### EXERCISE BRIEF
Skip the pictures, please, and write out exactly the lines from the opening of the data through the line containing "string; a: L;".

### DATASET EXTRACT
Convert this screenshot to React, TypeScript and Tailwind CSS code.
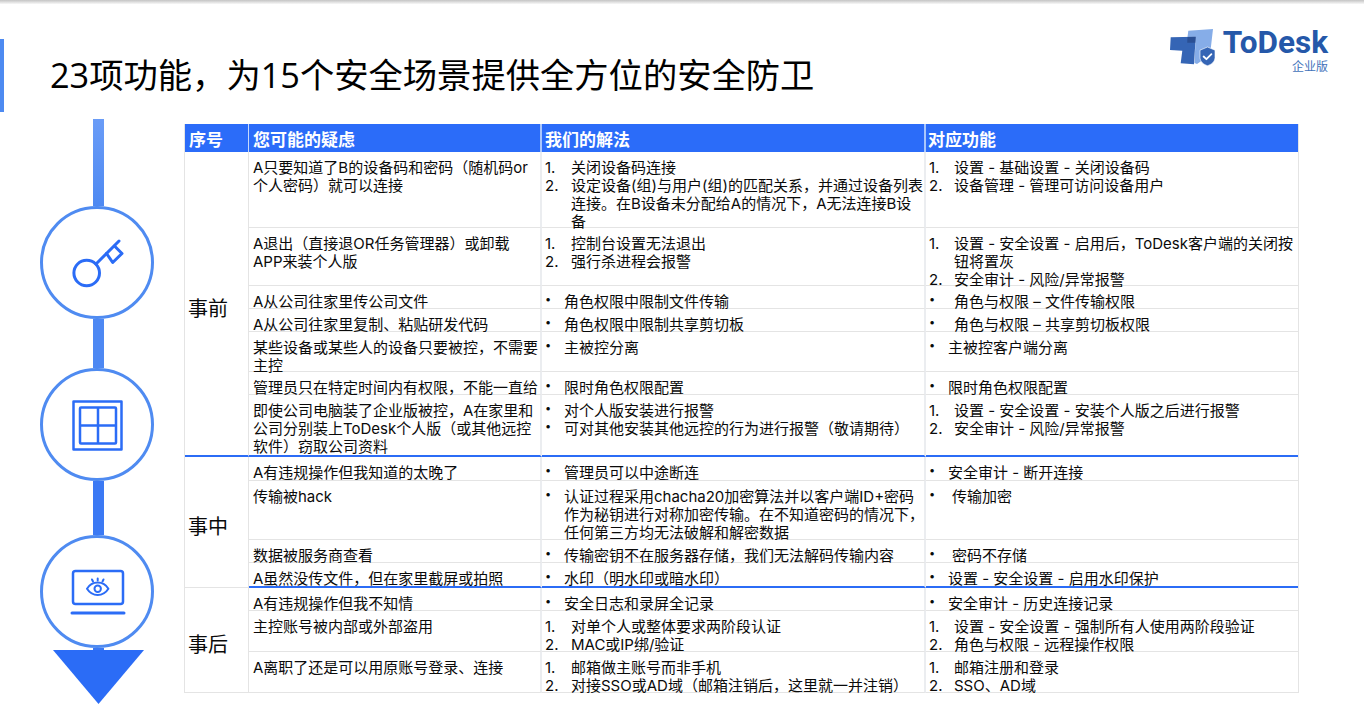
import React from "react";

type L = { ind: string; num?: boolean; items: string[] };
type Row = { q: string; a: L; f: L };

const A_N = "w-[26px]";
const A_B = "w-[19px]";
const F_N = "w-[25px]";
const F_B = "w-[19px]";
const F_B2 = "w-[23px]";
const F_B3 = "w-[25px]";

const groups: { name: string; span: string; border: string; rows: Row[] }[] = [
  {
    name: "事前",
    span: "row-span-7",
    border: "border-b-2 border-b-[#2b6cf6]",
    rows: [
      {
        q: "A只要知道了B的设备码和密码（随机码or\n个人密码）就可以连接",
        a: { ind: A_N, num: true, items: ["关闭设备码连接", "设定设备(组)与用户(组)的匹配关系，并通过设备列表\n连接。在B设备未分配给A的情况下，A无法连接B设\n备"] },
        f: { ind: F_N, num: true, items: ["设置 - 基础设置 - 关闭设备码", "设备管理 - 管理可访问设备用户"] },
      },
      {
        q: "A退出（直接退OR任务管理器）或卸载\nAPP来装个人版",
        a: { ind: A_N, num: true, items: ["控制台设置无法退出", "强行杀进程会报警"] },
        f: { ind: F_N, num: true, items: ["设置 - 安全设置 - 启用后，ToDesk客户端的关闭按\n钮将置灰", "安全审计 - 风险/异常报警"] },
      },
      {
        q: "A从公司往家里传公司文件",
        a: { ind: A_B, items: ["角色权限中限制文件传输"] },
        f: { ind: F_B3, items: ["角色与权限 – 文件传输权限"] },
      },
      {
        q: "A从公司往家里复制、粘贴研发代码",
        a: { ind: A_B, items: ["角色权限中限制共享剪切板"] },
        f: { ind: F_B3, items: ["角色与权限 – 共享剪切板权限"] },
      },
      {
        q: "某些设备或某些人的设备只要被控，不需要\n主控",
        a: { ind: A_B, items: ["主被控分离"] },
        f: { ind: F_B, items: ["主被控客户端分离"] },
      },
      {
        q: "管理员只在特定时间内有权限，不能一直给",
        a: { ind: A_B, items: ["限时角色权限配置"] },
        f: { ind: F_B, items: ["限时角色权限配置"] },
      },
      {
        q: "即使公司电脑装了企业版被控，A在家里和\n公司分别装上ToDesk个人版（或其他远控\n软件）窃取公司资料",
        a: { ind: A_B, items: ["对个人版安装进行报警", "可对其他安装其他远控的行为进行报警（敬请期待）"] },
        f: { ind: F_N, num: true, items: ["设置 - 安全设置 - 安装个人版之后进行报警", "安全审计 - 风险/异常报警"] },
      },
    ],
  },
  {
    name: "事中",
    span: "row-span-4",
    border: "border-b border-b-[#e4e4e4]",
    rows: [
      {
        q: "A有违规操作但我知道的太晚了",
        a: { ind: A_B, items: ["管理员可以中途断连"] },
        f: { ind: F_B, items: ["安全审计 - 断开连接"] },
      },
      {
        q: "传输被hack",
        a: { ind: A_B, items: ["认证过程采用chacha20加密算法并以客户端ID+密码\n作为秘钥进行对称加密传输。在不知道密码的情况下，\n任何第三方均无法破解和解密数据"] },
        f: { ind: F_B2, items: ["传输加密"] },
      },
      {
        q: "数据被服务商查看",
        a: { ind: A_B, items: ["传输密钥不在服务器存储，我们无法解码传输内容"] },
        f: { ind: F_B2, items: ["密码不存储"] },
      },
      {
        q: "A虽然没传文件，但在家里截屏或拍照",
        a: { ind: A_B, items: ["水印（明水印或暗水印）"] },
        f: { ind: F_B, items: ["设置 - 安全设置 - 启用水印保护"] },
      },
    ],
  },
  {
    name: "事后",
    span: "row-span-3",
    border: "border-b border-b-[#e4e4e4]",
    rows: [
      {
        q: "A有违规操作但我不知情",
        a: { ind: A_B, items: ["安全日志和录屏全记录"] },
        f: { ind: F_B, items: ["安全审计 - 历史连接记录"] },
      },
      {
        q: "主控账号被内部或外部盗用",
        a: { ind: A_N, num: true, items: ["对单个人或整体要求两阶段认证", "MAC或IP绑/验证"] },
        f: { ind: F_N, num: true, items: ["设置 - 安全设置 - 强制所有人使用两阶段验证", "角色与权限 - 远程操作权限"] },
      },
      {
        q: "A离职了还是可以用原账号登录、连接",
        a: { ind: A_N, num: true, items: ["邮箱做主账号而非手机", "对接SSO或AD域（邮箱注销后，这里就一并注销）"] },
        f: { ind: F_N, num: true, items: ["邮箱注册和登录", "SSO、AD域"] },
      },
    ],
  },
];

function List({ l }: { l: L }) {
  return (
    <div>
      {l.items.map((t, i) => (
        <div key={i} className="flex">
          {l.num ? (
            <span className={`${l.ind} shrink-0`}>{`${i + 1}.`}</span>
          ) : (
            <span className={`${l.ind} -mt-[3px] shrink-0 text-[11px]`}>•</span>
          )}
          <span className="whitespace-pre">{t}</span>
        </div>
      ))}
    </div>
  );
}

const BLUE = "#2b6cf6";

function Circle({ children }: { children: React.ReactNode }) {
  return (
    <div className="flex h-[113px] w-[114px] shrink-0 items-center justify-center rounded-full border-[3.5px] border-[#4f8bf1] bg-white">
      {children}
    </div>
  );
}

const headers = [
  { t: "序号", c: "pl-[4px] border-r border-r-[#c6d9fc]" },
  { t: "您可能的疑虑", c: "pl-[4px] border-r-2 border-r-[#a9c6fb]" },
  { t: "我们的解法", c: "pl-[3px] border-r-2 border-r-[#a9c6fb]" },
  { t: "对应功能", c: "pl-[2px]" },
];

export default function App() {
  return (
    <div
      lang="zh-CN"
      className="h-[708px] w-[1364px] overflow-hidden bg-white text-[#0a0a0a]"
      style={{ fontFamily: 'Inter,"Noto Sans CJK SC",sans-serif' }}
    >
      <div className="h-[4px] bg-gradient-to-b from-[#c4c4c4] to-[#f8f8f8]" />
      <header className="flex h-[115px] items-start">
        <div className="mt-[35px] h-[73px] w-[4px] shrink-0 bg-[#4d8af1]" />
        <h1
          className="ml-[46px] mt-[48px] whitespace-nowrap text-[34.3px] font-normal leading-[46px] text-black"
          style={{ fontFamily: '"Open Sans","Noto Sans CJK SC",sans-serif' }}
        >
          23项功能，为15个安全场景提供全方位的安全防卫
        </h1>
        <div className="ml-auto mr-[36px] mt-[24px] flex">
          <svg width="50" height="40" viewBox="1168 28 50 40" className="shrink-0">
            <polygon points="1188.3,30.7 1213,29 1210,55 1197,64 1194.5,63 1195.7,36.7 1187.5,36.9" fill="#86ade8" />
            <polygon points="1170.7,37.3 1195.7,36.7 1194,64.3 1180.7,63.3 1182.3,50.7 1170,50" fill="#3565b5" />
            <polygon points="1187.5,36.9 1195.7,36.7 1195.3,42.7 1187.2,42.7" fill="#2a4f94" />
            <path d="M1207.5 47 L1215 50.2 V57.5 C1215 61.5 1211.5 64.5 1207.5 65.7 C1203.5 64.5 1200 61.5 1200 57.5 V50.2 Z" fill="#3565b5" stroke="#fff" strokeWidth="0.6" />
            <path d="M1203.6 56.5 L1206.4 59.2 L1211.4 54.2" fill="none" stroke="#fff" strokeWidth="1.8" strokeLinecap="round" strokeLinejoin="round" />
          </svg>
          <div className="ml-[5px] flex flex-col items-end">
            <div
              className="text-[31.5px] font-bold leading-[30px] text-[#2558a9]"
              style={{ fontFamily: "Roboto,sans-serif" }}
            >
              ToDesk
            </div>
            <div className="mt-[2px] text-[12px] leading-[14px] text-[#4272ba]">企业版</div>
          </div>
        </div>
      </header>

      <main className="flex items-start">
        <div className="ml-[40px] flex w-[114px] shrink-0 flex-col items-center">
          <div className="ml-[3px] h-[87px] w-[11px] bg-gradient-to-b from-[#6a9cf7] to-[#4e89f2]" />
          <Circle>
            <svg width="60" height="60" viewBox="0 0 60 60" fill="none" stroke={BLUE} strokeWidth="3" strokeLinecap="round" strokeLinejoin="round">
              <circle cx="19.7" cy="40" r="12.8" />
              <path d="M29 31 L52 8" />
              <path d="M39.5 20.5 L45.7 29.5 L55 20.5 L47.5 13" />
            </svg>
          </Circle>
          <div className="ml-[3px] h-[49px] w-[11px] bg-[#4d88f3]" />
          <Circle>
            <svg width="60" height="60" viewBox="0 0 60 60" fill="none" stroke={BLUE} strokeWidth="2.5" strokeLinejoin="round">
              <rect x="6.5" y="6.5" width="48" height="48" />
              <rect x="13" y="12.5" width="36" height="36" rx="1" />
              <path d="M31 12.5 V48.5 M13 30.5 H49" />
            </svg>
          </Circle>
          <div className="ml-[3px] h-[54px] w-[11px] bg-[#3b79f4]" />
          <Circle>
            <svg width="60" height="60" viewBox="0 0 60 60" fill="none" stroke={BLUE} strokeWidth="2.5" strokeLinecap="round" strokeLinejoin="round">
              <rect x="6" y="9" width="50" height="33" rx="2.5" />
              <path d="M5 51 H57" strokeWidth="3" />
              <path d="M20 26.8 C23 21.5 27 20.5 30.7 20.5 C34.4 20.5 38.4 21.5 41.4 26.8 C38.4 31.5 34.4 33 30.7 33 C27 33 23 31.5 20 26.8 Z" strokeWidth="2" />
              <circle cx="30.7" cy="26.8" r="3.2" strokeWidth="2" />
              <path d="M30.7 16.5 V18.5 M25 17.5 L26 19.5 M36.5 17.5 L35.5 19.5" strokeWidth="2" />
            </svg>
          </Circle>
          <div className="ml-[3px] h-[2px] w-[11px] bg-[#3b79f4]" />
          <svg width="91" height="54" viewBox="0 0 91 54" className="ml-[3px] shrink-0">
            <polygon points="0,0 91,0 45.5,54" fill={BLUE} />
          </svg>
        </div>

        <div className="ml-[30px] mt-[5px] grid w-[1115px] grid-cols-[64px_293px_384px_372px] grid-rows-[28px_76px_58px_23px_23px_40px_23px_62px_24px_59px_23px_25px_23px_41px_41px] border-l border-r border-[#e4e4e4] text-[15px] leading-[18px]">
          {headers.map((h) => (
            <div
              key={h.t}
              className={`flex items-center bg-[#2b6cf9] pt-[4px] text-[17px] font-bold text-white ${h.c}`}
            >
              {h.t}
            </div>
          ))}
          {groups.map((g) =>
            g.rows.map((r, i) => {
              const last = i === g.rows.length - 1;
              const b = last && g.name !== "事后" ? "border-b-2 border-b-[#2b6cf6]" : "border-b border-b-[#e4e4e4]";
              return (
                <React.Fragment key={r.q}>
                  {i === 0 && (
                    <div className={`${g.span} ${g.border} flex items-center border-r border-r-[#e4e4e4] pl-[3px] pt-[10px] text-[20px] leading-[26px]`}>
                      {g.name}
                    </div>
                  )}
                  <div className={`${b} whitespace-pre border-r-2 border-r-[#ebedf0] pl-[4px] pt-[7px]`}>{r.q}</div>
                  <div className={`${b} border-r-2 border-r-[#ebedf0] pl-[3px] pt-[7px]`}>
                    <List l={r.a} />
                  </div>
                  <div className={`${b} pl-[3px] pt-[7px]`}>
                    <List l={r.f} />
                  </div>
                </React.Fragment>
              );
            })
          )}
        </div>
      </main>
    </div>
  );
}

### RESULT BELOW
Convert this screenshot to React, TypeScript and Tailwind CSS code.
import React from "react";

type L = { ind: string; num?: boolean; items: string[] };
type Row = { q: string; a: L; f: L };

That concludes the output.